Economy

UK construction activity gathers pace in April


UK construction activity picked up in April, data published on Friday showed, adding to evidence that the economy improved last month even as the number of new businesses hit a record low.

The S&P Global/Cips UK construction purchasing managers’ index, a measure of the health of the industry, rose to 51.1 in April, from 50.7 in March. A reading above 50 indicates a majority of businesses reporting an expansion.

Tim Moore, economics director at S&P Global Market Intelligence, said the construction sector had “stretched out its current phase of expansion to three months in April, signalling a modest rebound from the downturn seen at the turn of the year”.

On Thursday, the same index covering the services sector rose more than initially estimated for April and to the highest level in 12 months.

Martin Beck, chief economic adviser to the EY Item Club, a consultancy, said the rise in the construction and services PMIs suggested the economy was “turning a corner”. While strikes and the cost of living crisis continued to be a drag on growth, he added, the data pointed to an improvement in the economy’s underlying performance.

Line chart of Purchasing managers' index, above 50= a majority of businesses reporting an expansion showing UK services and construction activity improved in April

Growth in the construction sector last month was supported by a decline in supply chain disruption, which eased to the greatest extent since September 2009. The fall helped reduce input price pressures, with the rate of cost inflation at its lowest level for almost two and a half years, according to Friday’s data.

The expansion in activity, driven by commercial building, was helped by stabilising domestic economic conditions and a gradual rebound in business confidence. Civil engineering activity also picked up in April, supported by resilient infrastructure projects.

In contrast, house building was by far the weakest-performing segment in April, reporting the steepest rate of decline in almost three years.

Moore said the drop was explained by “a considerable headwind from elevated mortgage rates and weak demand”, adding that although there had been some signs of a recent stabilisation in market conditions, it had “yet to feed through to construction activity”.

Separate figures released on Friday by the Office for National Statistics reported a fall in UK business creation.

According to the agency, about 79,000 businesses were set up in the first three months of 2023, down 22 per cent from the same period in 2022 and the lowest level for the first quarter since data collection began in 2017.
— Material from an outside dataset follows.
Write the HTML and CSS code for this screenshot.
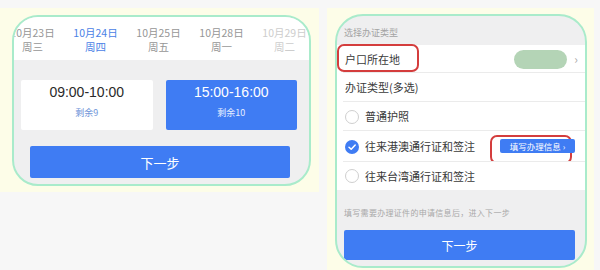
FILE: index.html
```html
<!DOCTYPE html>
<html>
<head>
<meta charset="utf-8">
<link rel="stylesheet" href="styles.css">
</head>
<body>
<div class="page">
  <section class="panel panel-left">
    <div class="frame frame-left">
      <div class="dates">
        <div class="date"><span>10月23日</span><span>周三</span></div>
        <div class="date active"><span>10月24日</span><span>周四</span></div>
        <div class="date"><span>10月25日</span><span>周五</span></div>
        <div class="date"><span>10月28日</span><span>周一</span></div>
        <div class="date faded"><span>10月29日</span><span>周二</span></div>
      </div>
      <div class="slots-area">
        <div class="slots">
          <div class="slot"><div class="slot-time">09:00-10:00</div><div class="slot-left">剩余9</div></div>
          <div class="slot selected"><div class="slot-time">15:00-16:00</div><div class="slot-left">剩余10</div></div>
        </div>
        <div class="btn btn-left">下一步</div>
      </div>
    </div>
  </section>
  <section class="panel panel-right">
    <div class="frame frame-right">
      <div class="section-title">选择办证类型</div>
      <div class="row row-place">
        <span class="row-label">户口所在地</span>
        <span class="place-value"></span>
        <span class="chev">›</span>
        <span class="mark mark-place"></span>
      </div>
      <div class="row"><span class="row-label">办证类型(多选)</span></div>
      <div class="row opt"><span class="radio"></span><span class="row-label">普通护照</span></div>
      <div class="row opt row-tall">
        <span class="radio checked"><svg viewBox="0 0 14 14" width="14" height="14"><path d="M4 7.2 L6.2 9.3 L10.2 5" fill="none" stroke="#fff" stroke-width="1.5" stroke-linecap="round" stroke-linejoin="round"/></svg></span>
        <span class="row-label">往来港澳通行证和签注</span>
        <span class="fill-btn">填写办理信息 ›</span>
        <span class="mark mark-fill"></span>
      </div>
      <div class="row opt last"><span class="radio"></span><span class="row-label">往来台湾通行证和签注</span></div>
      <div class="hint">填写需要办理证件的申请信息后，进入下一步</div>
      <div class="btn btn-right">下一步</div>
    </div>
  </section>
</div>
</body>
</html>
```

FILE: styles.css
```css
* { box-sizing: border-box; }
html, body { margin: 0; padding: 0; }
body {
  background: #f7f7f7;
  font-family: "Noto Sans CJK SC", "Liberation Sans", sans-serif;
  width: 600px;
  height: 270px;
  overflow: hidden;
}
.page {
  display: flex;
  gap: 8px;
  padding-top: 8px;
  align-items: flex-start;
}
.panel {
  background: #fdfde8;
  display: flex;
}
.panel-left {
  width: 319px;
  height: 184px;
  padding: 7px 8px 6px 12px;
}
.panel-right {
  width: 267px;
  height: 270px;
  padding: 6px 7px 0 8px;
}
.frame {
  border: 2px solid #a9ebcb;
  overflow: hidden;
  background: #efeff0;
  flex: 1;
  display: flex;
  flex-direction: column;
}
.frame-left {
  border-radius: 26px;
  height: 171px;
}
.frame-right {
  border-radius: 28px;
  height: 254px;
}

/* left */
.dates {
  background: #fff;
  height: 43px;
  display: flex;
  margin-left: -13px;
  padding-top: 9px;
  flex-shrink: 0;
}
.date {
  width: 63px;
  flex-shrink: 0;
  display: flex;
  flex-direction: column;
  align-items: center;
  font-size: 10.5px;
  line-height: 14px;
  color: #969696;
}
.date span { display: block; height: 14px; }
.date.active { color: #4b82e6; }
.date.faded { color: #cdcdcd; }
.slots-area {
  padding: 20px 12px 0 7px;
}
.slots {
  display: flex;
  gap: 13px;
}
.slot {
  flex: 1;
  height: 50px;
  background: #fff;
  border-radius: 2px;
  display: flex;
  flex-direction: column;
  align-items: center;
  padding-top: 4px;
}
.slot-time {
  font-family: "Liberation Sans", sans-serif;
  font-size: 14px;
  line-height: 17px;
  color: #2a2a2a;
}
.slot-left {
  font-size: 9px;
  line-height: 12px;
  margin-top: 6px;
  color: #6f95d8;
}
.slot.selected { background: #3f7cf3; }
.slot.selected .slot-time { color: #fff; }
.slot.selected .slot-left { color: #e6eeff; }
.btn {
  background: #3f7cf3;
  color: #fff;
  border-radius: 2px;
  display: flex;
  align-items: center;
  justify-content: center;
  font-size: 13px;
}
.btn-left {
  margin: 16px 0 0 9px;
  width: 260px;
  height: 32px;
}

/* right */
.section-title {
  height: 29px;
  font-size: 9px;
  color: #a3a3a3;
  padding: 11px 0 0 7px;
  line-height: 12px;
  flex-shrink: 0;
}
.row {
  position: relative;
  background: #fff;
  height: 29px;
  display: flex;
  align-items: center;
  padding-left: 8px;
  flex-shrink: 0;
}
.row::after {
  content: "";
  position: absolute;
  left: 6px;
  right: 0;
  bottom: 0;
  height: 1px;
  background: #ebebeb;
}
.row.last::after { display: none; }
.row-place { height: 28px; }
.row-tall { height: 31px; }
.row.last { height: 28px; }
.row-label {
  font-size: 11px;
  color: #3a3a3a;
  line-height: 15px;
}
.place-value {
  margin-left: auto;
  width: 53px;
  height: 19px;
  border-radius: 10px;
  background: #b4d4b6;
}
.chev {
  width: 18px;
  text-align: center;
  color: #aaa;
  font-size: 12px;
  line-height: 12px;
}
.mark {
  position: absolute;
  border: 2px solid #d43d3d;
  border-radius: 7px;
}
.mark-place {
  left: 0;
  top: -1px;
  width: 82px;
  height: 28px;
}
.mark-fill {
  left: 153px;
  top: 4px;
  width: 82px;
  height: 29px;
}
.opt .row-label { margin-left: 6px; }
.radio {
  width: 14px;
  height: 14px;
  border-radius: 50%;
  border: 1px solid #cfcfcf;
  background: #fff;
  flex-shrink: 0;
  display: flex;
}
.radio.checked {
  border: none;
  background: #3f7cf3;
}
.fill-btn {
  position: absolute;
  left: 163px;
  top: 8px;
  width: 75px;
  height: 14px;
  background: #3f7cf3;
  color: #fff;
  font-size: 8.5px;
  line-height: 14px;
  border-radius: 2px;
  text-align: center;
  z-index: 1;
}
.hint {
  margin-top: 17px;
  padding-left: 7px;
  font-size: 8px;
  letter-spacing: 0.3px;
  line-height: 11px;
  color: #a8a8a8;
}
.btn-right {
  margin: 12px 0 0 7px;
  width: 231px;
  height: 30px;
  font-size: 12px;
}
```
Column chart of ‘000 of businesses added to the Inter-Departmental Business Register showing UK business creations were down in Q1

The figures, which cover businesses that are VAT-registered or employ staff and pay via PAYE, excluding sole traders and the self-employed, showed a decline in all 16 main industrial groups in the first quarter compared with the same period last year

The transport and storage sector registered the biggest drop, with the number of new companies down by 5,700, or 52 per cent, compared with the first quarter of 2022. The ONS said the fall in the sector over the past four quarters was in part explained by its surge in growth at the peak of the pandemic.

Craig Beaumont, chief of external affairs at the Federation of Small Businesses, a trade body, said the figures laid bare the “legacy of two years of Covid, one year of an energy crisis and the economic turmoil we’ve had”, and that many entrepreneurs were waiting for more stable conditions.